Hi @timansky. I assume you mean logql not promql.

There is a config to set the max concurrency at the querier. -querier.max-concurrent. May be this is what you looking for?

$ loki --help
..
-querier.max-concurrent int
    	The maximum number of concurrent queries. (default 20)
...

Yes, you are right. Docs in Loki is missing this config!. It will soon be added Add missing `-querier.max-concurrent` config in the doc by kavirajk · Pull Request #3875 · grafana/loki · GitHub

timansky · June 22, 2021, 3:41pm

thx, it is it

about promql it is exactly what was written in logs, not my mistake

PS
Saw your pull request, it is better to have some explanation about formula, how to calculate.

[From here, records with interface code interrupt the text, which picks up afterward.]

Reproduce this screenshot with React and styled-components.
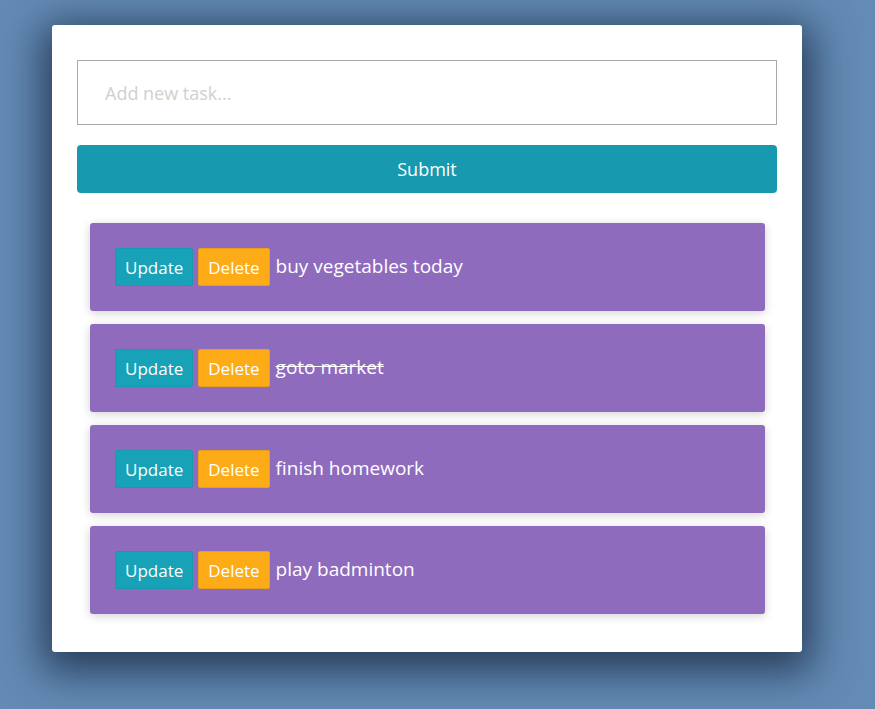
import React, { useState } from "react";
import styled, { createGlobalStyle } from "styled-components";

const GlobalStyle = createGlobalStyle`
  html, body {
    margin: 0;
    padding: 0;
    background-color: #638bb5;
    font-family: "Open Sans", "Noto Sans", sans-serif;
  }
  * {
    box-sizing: border-box;
  }
`;

const Page = styled.div`
  min-height: 709px;
  padding: 25px 0 0 52px;
`;

const Card = styled.div`
  width: 750px;
  background: #fff;
  border-radius: 3px;
  padding: 35px 25px 38px;
  box-shadow: 0 10px 40px 10px rgba(20, 35, 60, 0.75);
`;

const TaskInput = styled.input`
  display: block;
  width: 100%;
  height: 65px;
  border: 1px solid #aaa;
  padding: 0 27px;
  font-family: inherit;
  font-size: 18px;
  color: #333;
  outline: none;
  &::placeholder {
    color: #d0d0d0;
  }
`;

const SubmitButton = styled.button`
  display: block;
  width: 100%;
  height: 48px;
  margin-top: 20px;
  border: none;
  border-radius: 4px;
  background: #1799b0;
  color: #fff;
  font-family: inherit;
  font-size: 18px;
`;

const List = styled.div`
  display: flex;
  flex-direction: column;
  gap: 13px;
  margin: 30px 12px 0 13px;
`;

const Item = styled.div`
  display: flex;
  align-items: center;
  gap: 5px;
  height: 88px;
  padding: 0 25px;
  background: #8f6bbd;
  border-radius: 3px;
  box-shadow: 0 2px 10px rgba(0, 0, 0, 0.18);
`;

const ActionButton = styled.button`
  height: 38px;
  padding: 0 9px;
  border-radius: 2px;
  border: 1px solid ${p => (p.$variant === "delete" ? "#e89e1a" : "#1799b0")};
  background: ${p => (p.$variant === "delete" ? "#fdac18" : "#17a2b8")};
  color: #fff;
  font-family: inherit;
  font-size: 17px;
`;

const TaskText = styled.span`
  color: #fff;
  font-size: 19px;
  margin-left: 1px;
  margin-top: -3px;
  text-decoration: ${p => (p.$done ? "line-through" : "none")};
`;

const tasks = [
  { text: "buy vegetables today", done: false },
  { text: "goto market", done: true },
  { text: "finish homework", done: false },
  { text: "play badminton", done: false }
];

const App = () => {
  const [value, setValue] = useState("");
  return (
    <Page>
      <GlobalStyle />
      <Card>
        <TaskInput
          placeholder="Add new task..."
          value={value}
          onChange={e => setValue(e.target.value)}
        />
        <SubmitButton>Submit</SubmitButton>
        <List>
          {tasks.map(t => (
            <Item key={t.text}>
              <ActionButton>Update</ActionButton>
              <ActionButton $variant="delete">Delete</ActionButton>
              <TaskText $done={t.done}>{t.text}</TaskText>
            </Item>
          ))}
        </List>
      </Card>
    </Page>
  );
};

export default App;
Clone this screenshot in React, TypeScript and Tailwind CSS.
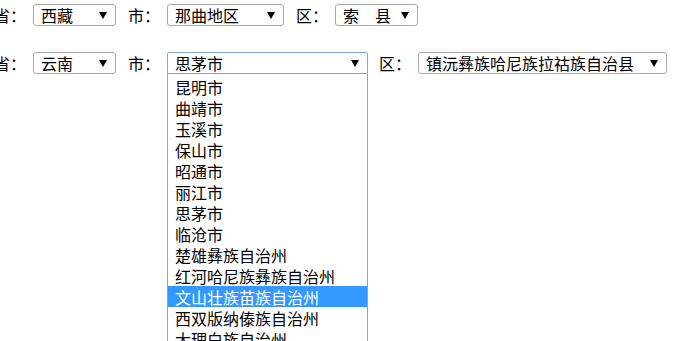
import React from "react";

const cities = [
    "昆明市",
    "曲靖市",
    "玉溪市",
    "保山市",
    "昭通市",
    "丽江市",
    "思茅市",
    "临沧市",
    "楚雄彝族自治州",
    "红河哈尼族彝族自治州",
    "文山壮族苗族自治州",
    "西双版纳傣族自治州",
    "大理白族自治州",
];

const Arrow = () => (
    <svg width="8" height="7" viewBox="0 0 8 7" className="shrink-0">
        <polygon points="0,0 8,0 4,7" fill="#000" />
    </svg>
);

interface SelProps {
    text: string;
    w: string;
    focused?: boolean;
    children?: React.ReactNode;
}

const Sel = ({ text, w, focused, children }: SelProps) => {
    return (
        <div className={`relative ${w} h-[22px]`}>
            <div
                className={`flex h-full items-center justify-between pl-[7px] pr-[8px] bg-white border ${focused ? "border-[#7ea6d8] rounded-t-[2px]" : "border-[#a9a9a9] rounded-[3px]"}`}
            >
                <span className="whitespace-pre leading-none">{text}</span>
                <Arrow />
            </div>
            {children}
        </div>
    );
};

const Label = ({ text }: { text: string }) => (
    <span className="w-[32px] mr-[7px] leading-none whitespace-nowrap">{text}</span>
);

export default function App() {
    return (
        <div className="w-[676px] h-[341px] overflow-hidden bg-white text-black text-[16px] font-['Noto_Sans_CJK_SC','Noto_Sans',sans-serif]">
            <div className="flex flex-col pt-[4px] gap-[26px]">
                <div className="flex items-center ml-[-6px]">
                    <Label text="省：" />
                    <Sel text="西藏" w="w-[83px]" />
                    <span className="ml-[12px]" />
                    <Label text="市：" />
                    <Sel text="那曲地区" w="w-[117px]" />
                    <span className="ml-[12px]" />
                    <Label text="区：" />
                    <Sel text="索　县" w="w-[83px]" />
                </div>
                <div className="flex items-center ml-[-6px]">
                    <Label text="省：" />
                    <Sel text="云南" w="w-[83px]" />
                    <span className="ml-[12px]" />
                    <Label text="市：" />
                    <Sel text="思茅市" w="w-[201px]" focused>
                        <div className="absolute left-0 top-full w-full h-[300px] pt-[2px] bg-white border-x border-[#7ea6d8]">
                            {cities.map((c) => (
                                <div
                                    key={c}
                                    className={`h-[21px] flex items-center pl-[7px] leading-none whitespace-nowrap ${c === "文山壮族苗族自治州" ? "bg-[#3399ff] text-white" : ""}`}
                                >
                                    {c}
                                </div>
                            ))}
                        </div>
                    </Sel>
                    <span className="ml-[11px]" />
                    <Label text="区：" />
                    <Sel text="镇沅彝族哈尼族拉祜族自治县" w="w-[249px]" />
                </div>
            </div>
        </div>
    );
}
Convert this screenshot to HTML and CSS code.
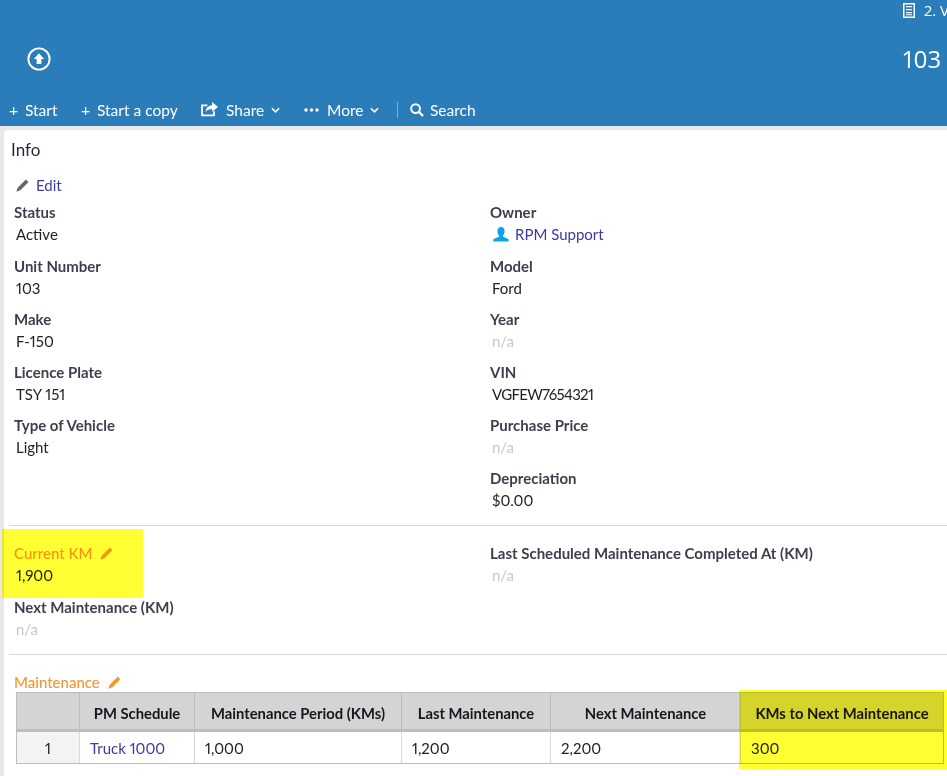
FILE: index.html
```html
<!DOCTYPE html>
<html lang="en">
<head>
<meta charset="utf-8">
<title>103</title>
<link rel="stylesheet" href="styles.css">
</head>
<body>
<header class="header">
  <div class="head-top">
    <svg class="up-icon" viewBox="0 0 24 24" width="24" height="24"><circle cx="12" cy="12" r="10.6" fill="none" stroke="#fff" stroke-width="1.9"/><path d="M12 6.2 17.2 12H14.4V17H9.6V12H6.8Z" fill="#fff"/></svg>
    <div class="head-right">
      <div class="crumb">
        <svg viewBox="0 0 12 15" width="12" height="15"><path fill="#fff" fill-rule="evenodd" d="M0 0H12V15H0ZM1.5 1.5V13.5H10.5V1.5ZM3 3H9V4.3H3ZM3 6H9V7.3H3ZM3 9H9V10.3H3ZM3 11.2H9V12.3H3Z"/></svg>
        <span>2. V</span>
      </div>
      <div class="head-title">103</div>
    </div>
  </div>
  <nav class="toolbar">
    <span class="tool tool-start"><span class="plus">+</span>Start</span>
    <span class="tool tool-copy"><span class="plus">+</span>Start a copy</span>
    <span class="tool tool-share">
      <svg viewBox="0 0 16 14" width="17" height="15"><path fill="none" stroke="#fff" stroke-width="1.7" d="M6 3.2H1V12.6H12.2V8.6"/><path fill="#fff" d="M10.4 0 16 4.6 10.4 9.2V6.5C7.8 6.5 6 7.2 4.3 9.4 4.6 5.9 6.8 3.3 10.4 3Z"/></svg>
      Share
      <svg class="chev" viewBox="0 0 10 6" width="9" height="6"><path d="M1 1 5 5 9 1" fill="none" stroke="#fff" stroke-width="1.8"/></svg>
    </span>
    <span class="tool tool-more">
      <svg viewBox="0 0 15 4" width="15" height="4"><circle cx="2" cy="2" r="1.7" fill="#fff"/><circle cx="7.5" cy="2" r="1.7" fill="#fff"/><circle cx="13" cy="2" r="1.7" fill="#fff"/></svg>
      More
      <svg class="chev" viewBox="0 0 10 6" width="9" height="6"><path d="M1 1 5 5 9 1" fill="none" stroke="#fff" stroke-width="1.8"/></svg>
    </span>
    <span class="tool-sep"></span>
    <span class="tool tool-search">
      <svg viewBox="0 0 14 14" width="14" height="14"><circle cx="5.6" cy="5.6" r="4.4" fill="none" stroke="#fff" stroke-width="1.9"/><path d="M9 9 13 13" stroke="#fff" stroke-width="2.4"/></svg>
      Search
    </span>
  </nav>
</header>
<main class="panel">
  <h1 class="panel-title">Info</h1>
  <div class="edit-row">
    <svg viewBox="0 0 14 14" width="13" height="13"><path fill="#666" d="M10.6.6 13.4 3.4 4.6 12.2.4 13.6 1.8 9.4Z"/></svg>
    <a class="link">Edit</a>
  </div>
  <section class="fields">
    <div class="field field-first"><div class="label">Status</div><div class="value">Active</div></div>
    <div class="field field-first"><div class="label">Owner</div><div class="value"><svg class="user" viewBox="0 0 16 15" width="16" height="15"><path fill="#0ca4e8" d="M8 0C10.4 0 11.6 1.8 11.6 4 11.6 6 10.8 7.6 9.9 8.4V9.6L15.6 12.2V14.6H.4V12.2L6.1 9.6V8.4C5.2 7.6 4.4 6 4.4 4 4.4 1.8 5.6 0 8 0Z"/></svg><a class="link">RPM Support</a></div></div>
    <div class="field"><div class="label">Unit Number</div><div class="value">103</div></div>
    <div class="field"><div class="label">Model</div><div class="value">Ford</div></div>
    <div class="field"><div class="label">Make</div><div class="value">F-150</div></div>
    <div class="field"><div class="label">Year</div><div class="value na">n/a</div></div>
    <div class="field"><div class="label">Licence Plate</div><div class="value">TSY 151</div></div>
    <div class="field"><div class="label">VIN</div><div class="value value-code">VGFEW7654321</div></div>
    <div class="field"><div class="label">Type of Vehicle</div><div class="value">Light</div></div>
    <div class="field"><div class="label">Purchase Price</div><div class="value na">n/a</div></div>
    <div class="field"></div>
    <div class="field"><div class="label">Depreciation</div><div class="value">$0.00</div></div>
  </section>
  <hr class="divider">
  <section class="fields fields-km">
    <div class="field"><div class="label label-orange">Current KM<svg class="pencil" viewBox="0 0 14 14" width="13" height="13"><path fill="#f7952f" d="M10.6.6 13.4 3.4 4.6 12.2.4 13.6 1.8 9.4Z"/></svg></div><div class="value">1,900</div></div>
    <div class="field"><div class="label">Last Scheduled Maintenance Completed At (KM)</div><div class="value na">n/a</div></div>
    <div class="field"><div class="label">Next Maintenance (KM)</div><div class="value na">n/a</div></div>
  </section>
  <hr class="divider divider-2">
  <div class="label label-orange label-section">Maintenance<svg class="pencil" viewBox="0 0 14 14" width="13" height="13"><path fill="#f7952f" d="M10.6.6 13.4 3.4 4.6 12.2.4 13.6 1.8 9.4Z"/></svg></div>
  <table class="grid">
    <colgroup><col class="c1"><col class="c2"><col class="c3"><col class="c4"><col class="c5"><col class="c6"></colgroup>
    <thead>
      <tr><th></th><th>PM Schedule</th><th>Maintenance Period (KMs)</th><th>Last Maintenance</th><th>Next Maintenance</th><th>KMs to Next Maintenance</th></tr>
    </thead>
    <tbody>
      <tr><td class="num">1</td><td><a class="link">Truck 1000</a></td><td>1,000</td><td>1,200</td><td>2,200</td><td>300</td></tr>
    </tbody>
  </table>
</main>
<div class="hl hl-km"></div>
<div class="hl hl-table"></div>
</body>
</html>
```
FILE: styles.css
```css
* { box-sizing: border-box; }
html, body { margin: 0; height: 776px; overflow: hidden; }
body {
  position: relative;
  width: 947px;
  background: #e8e8e8;
  font-family: "Lato", "Liberation Sans", sans-serif;
  font-size: 15px;
  font-variant-numeric: proportional-nums;
  color: #222;
}
.header { height: 126px; background: #2a7db8; color: #fff; }
.head-top { height: 93px; display: flex; }
.up-icon { flex: none; margin: 47px 0 0 27px; }
.head-right { flex: none; margin-left: 852px; white-space: nowrap; font-family: "Open Sans", sans-serif; }
.crumb { display: flex; align-items: center; gap: 9px; height: 20px; font-size: 15px; }
.head-title { font-size: 24px; line-height: 32px; margin-top: 23px; }
.toolbar { display: flex; align-items: center; height: 33px; padding-left: 9px; font-size: 15.5px; }
.tool { display: inline-flex; align-items: center; gap: 8px; white-space: nowrap; }
.plus { font-size: 16px; width: 10px; margin-right: -2px; }
.tool-start { width: 72px; }
.tool-copy { width: 120px; }
.tool-share { width: 103px; }
.tool-more { width: 93px; }
.tool-search { gap: 6px; margin-left: -1px; }
.chev { margin-left: -1px; }
.tool-sep { width: 1px; height: 16px; background: rgba(255,255,255,.4); margin-right: 13px; }
.panel {
  margin: 4px 0 0 4px;
  height: 660px;
  background: #fff;
  border-radius: 4px 0 0 0;
  padding: 8px 0 0 5px;
  overflow: hidden;
}
.panel-title { margin: 0 0 0 2px; font-size: 17px; font-weight: 400; line-height: 24px; color: #1e2a3c; }
.edit-row { display: flex; align-items: center; gap: 7px; height: 20px; margin: 13px 0 0 7px; }
.link { color: #3c3ba6; }
.fields { display: grid; grid-template-columns: 476px 1fr; padding-left: 5px; margin-top: 7px; }
.field { height: 53px; }
.field-first { height: 54px; }
.label { line-height: 20px; font-weight: 700; color: #3d3f4d; height: 20px; white-space: nowrap; font-size: 15px; display: flex; align-items: center; }
.value { line-height: 20px; margin-top: 2px; padding-left: 2px; color: #222; display: flex; align-items: center; }
.value-code { letter-spacing: -.7px; }
.na { color: #c8c8c8; }
.user { margin-right: 6px; margin-left: 1px; }
.divider { border: 0; border-top: 1px solid #d8d8d8; margin: 4px 0 0; }
.fields-km { margin-top: 17px; }
.fields-km .field { height: 54px; }
.divider-2 { margin-top: 3px; }
.label-orange { color: #f7952f; font-weight: 500; }
.pencil { margin-left: 8px; }
.label-section { margin: 17px 0 0 5px; height: 20px; }
.grid { border-collapse: collapse; table-layout: fixed; width: 927px; margin: 0 0 0 7px; }
.c1 { width: 63px; } .c2 { width: 115px; } .c3 { width: 207px; } .c4 { width: 149px; } .c5 { width: 190px; } .c6 { width: 203px; }
.grid th { height: 38px; background: #d4d4d4; border: 1px solid #bdbdbd; border-bottom-width: 3px; color: #16161e; font-weight: 700; text-align: center; font-size: 14.8px; padding: 4px 0 0; white-space: nowrap; }
.grid td { height: 33px; border: 1px solid #d8d8d8; border-bottom-color: #bdbdbd; padding: 1px 0 0 10px; color: #222; }
.grid td:first-child { border-left-color: #bdbdbd; }
.grid td:last-child { border-right-color: #bdbdbd; }
.grid .num { background: #f3f3f3; text-align: center; padding: 1px 0 0; }
.hl { position: absolute; background: #ffff33; mix-blend-mode: multiply; }
.hl-km { left: 2px; top: 529px; width: 141px; height: 69px; }
.hl-table { left: 739px; top: 690px; width: 208px; height: 79px; }
```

kavikanagaraj · June 25, 2021, 8:30am

@timansky Yea you are right. The exact log line comes from one of the Loki’s dependency Cortex project.

Now about the formula.

In general -querier.max-concurrent is the maximum number of top-level LogQL queries that will execute at the same time, per querier process

There can be two cases.

If you are using query-frontend.
This should be set to at least ( -querier.worker-parallelism * number of query frontend replicas). Otherwise queries may queue in the queriers and not the frontend, which will affect QoS
If you are not using query-frontend.
Then consider setting -querier.worker-match-max-concurrent to true to force worker parallelism to match -querier.max-concurrent

Does this help? I will add it to the docs soon!

timansky · June 25, 2021, 11:08am

thx, allready found this in cortex code

system · June 25, 2022, 11:09am

This topic was automatically closed 365 days after the last reply. New replies are no longer allowed.